The Mudcat Café TM
Thread #53278   Message #819419
Posted By: katlaughing
05-Nov-02 - 06:34 PM
Thread Name: Help: WWI song about nurse at the front
Subject: RE: Help: WW1 song about nurse at the front
Susan, it wasn't just the Red Cross. This was before it even came about, I think. In London, esp. Perry brings it out in her books. Yes, any woman who was a nurse was considered low class, uneducated, and treated little better than a slave, more like a scullery maid and they were NOT to have any airs of being above their station. To be sure, most at that time were low class, drunk a lot of the time, etc. but it was because the job itself was considered not much better than prostitution, so they deliberately hired that type of woman.

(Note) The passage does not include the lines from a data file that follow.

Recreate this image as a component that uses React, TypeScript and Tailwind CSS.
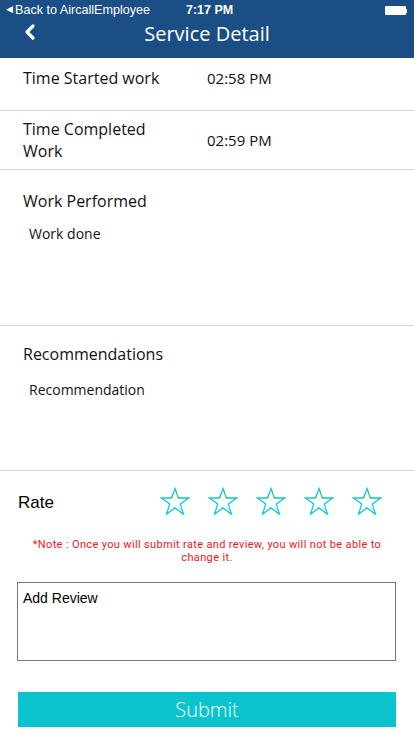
import { ChevronLeft } from "lucide-react";

function Star() {
    return (
        <svg width="30" height="30" viewBox="0 0 30 30" className="shrink-0">
            <polygon
                points="15,1.5 18.4,11 28.5,11 20.3,17 23.4,27 15,20.9 6.6,27 9.7,17 1.5,11 11.6,11"
                fill="none"
                stroke="#12c5d3"
                strokeWidth="1.3"
                strokeLinejoin="miter"
            />
        </svg>
    );
}

function InfoRow({ label, value, className }: { label: string; value: string; className: string }) {
    return (
        <div className={`flex items-center border-b border-[#d6d6d6] pl-[23px] ${className}`}>
            <div className="w-[150px] text-[16px] leading-[22px] text-[#111]">{label}</div>
            <div className="ml-[34px] text-[15px] text-[#111]">{value}</div>
        </div>
    );
}

export default function App() {
    return (
        <div className="w-[414px] h-[736px] bg-white overflow-hidden" style={{ fontFamily: '"Open Sans", sans-serif' }}>
            {/* header + status bar */}
            <div className="bg-[#1b4e84] h-[58px] text-white">
                <div className="relative h-[20px] flex items-center px-[6px] text-[12.6px]" style={{ fontFamily: '"Liberation Sans", Arial, sans-serif' }}>
                    <span className="text-[9px] mr-[2px]">◀</span>
                    <span>Back to AircallEmployee</span>
                    <span className="absolute left-[186px] font-bold text-[12.5px]">7:17 PM</span>
                    <div className="absolute right-[7px] top-[6px] flex items-center">
                        <div className="w-[21px] h-[9px] bg-white rounded-[1px]" />
                        <div className="w-[1.5px] h-[4px] bg-white" />
                    </div>
                </div>
                <div className="relative h-[28px] flex items-center justify-center">
                    <ChevronLeft className="absolute left-[18px] top-[0px] w-[24px] h-[24px]" strokeWidth={3.2} />
                    <span className="text-[20px] leading-[28px]">Service Detail</span>
                </div>
            </div>

            <InfoRow label="Time Started work" value="02:58 PM" className="h-[53px] pb-[12px]" />
            <InfoRow label="Time Completed Work" value="02:59 PM" className="h-[59px]" />

            <div className="h-[156px] border-b border-[#d6d6d6] pt-[20px] pl-[23px]">
                <div className="text-[16px] leading-[22px] text-[#111]">Work Performed</div>
                <div className="mt-[12px] ml-[6px] text-[14px] leading-[20px] text-[#111]">Work done</div>
            </div>

            <div className="h-[145px] border-b border-[#d6d6d6] pt-[17px] pl-[23px]">
                <div className="text-[16px] leading-[22px] text-[#111]">Recommendations</div>
                <div className="mt-[15px] ml-[6px] text-[14px] leading-[20px] text-[#111]">Recommendation</div>
            </div>

            <div className="px-[18px]">
                <div className="flex items-center mt-[16px] h-[30px]">
                    <span className="text-[17px] text-black w-[142px] pt-[1px]" style={{ fontFamily: '"Liberation Sans", Arial, sans-serif' }}>Rate</span>
                    <div className="flex gap-[18px]">
                        <Star />
                        <Star />
                        <Star />
                        <Star />
                        <Star />
                    </div>
                </div>
                <p className="mt-[21px] text-center text-[11px] leading-[13px] tracking-[0.35px] text-[#f01818] px-[6px]" style={{ fontFamily: 'Roboto, sans-serif' }}>
                    *Note : Once you will submit rate and review, you will not be able to change it.
                </p>
                <div className="mt-[18px] ml-[-1px] h-[79px] border border-[#777] px-[5px] py-[5px] text-[14px] text-black" style={{ fontFamily: '"Liberation Sans", Arial, sans-serif' }}>
                    Add Review
                </div>
                <button className="mt-[31px] w-[378px] h-[35px] bg-[#0ac3cc] text-white text-[20px] font-light flex items-center justify-center">
                    Submit
                </button>
            </div>
        </div>
    );
}
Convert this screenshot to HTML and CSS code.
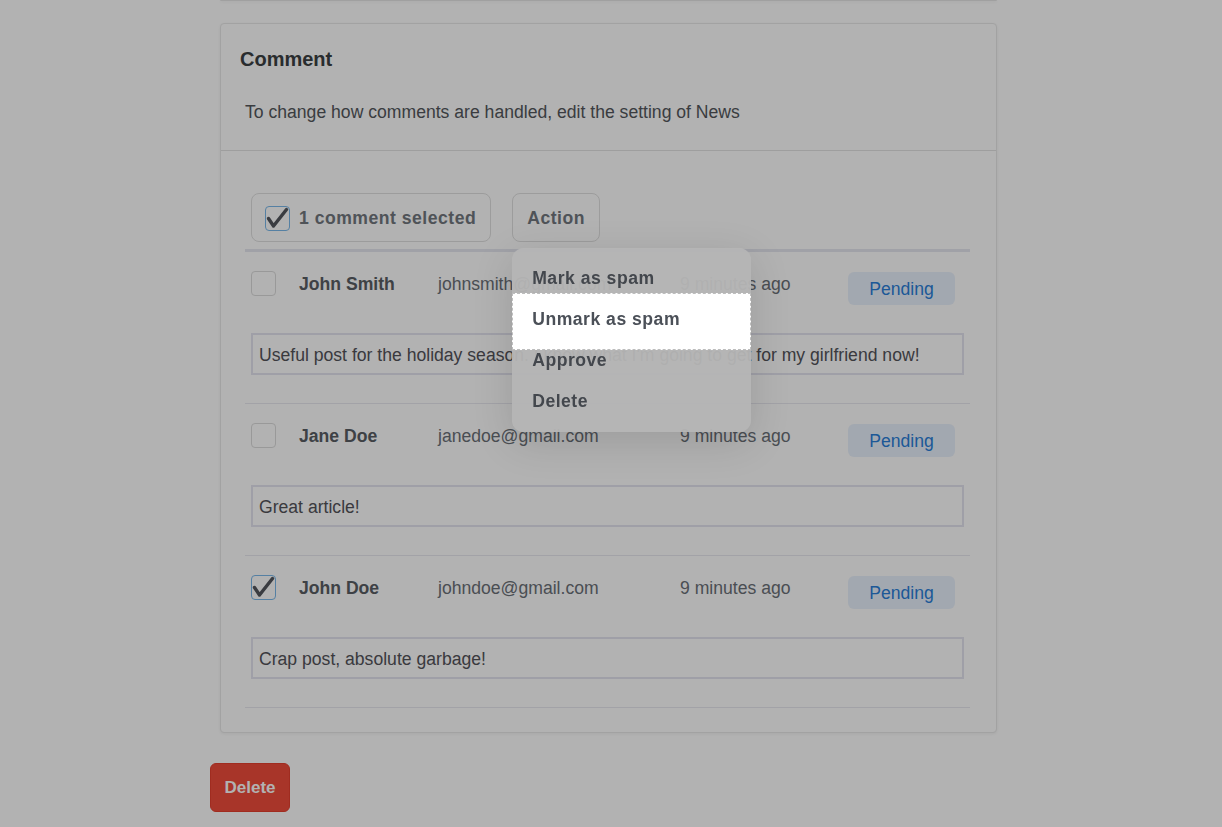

Along came Ms. Nightingale and her compatriots AND the men who survived because of their very real knowledge of surgery and field medicine. It was a long, hard struggle, but she and others prevailed much to the dismay of the "old guard" of doctors, etc., even upper crust society, including women, because it was just so unseemly for a woman to act as though she knew anything, esp. about such unspeakable things as bodily functions, disease, raw emotion, pain, etc. Polite society held them in great disdain, figuring that anyone who did know about such things AND worked as a nurse MUST be low class and not worthy of anything but their contempt, thus they MUST also be "loose" women!

It was 130 years ago, today, that Susan B. Anthony cast her first vote to test the law against women voting. All I can say is thank goodness for her, Ms. Nightingale and others like them!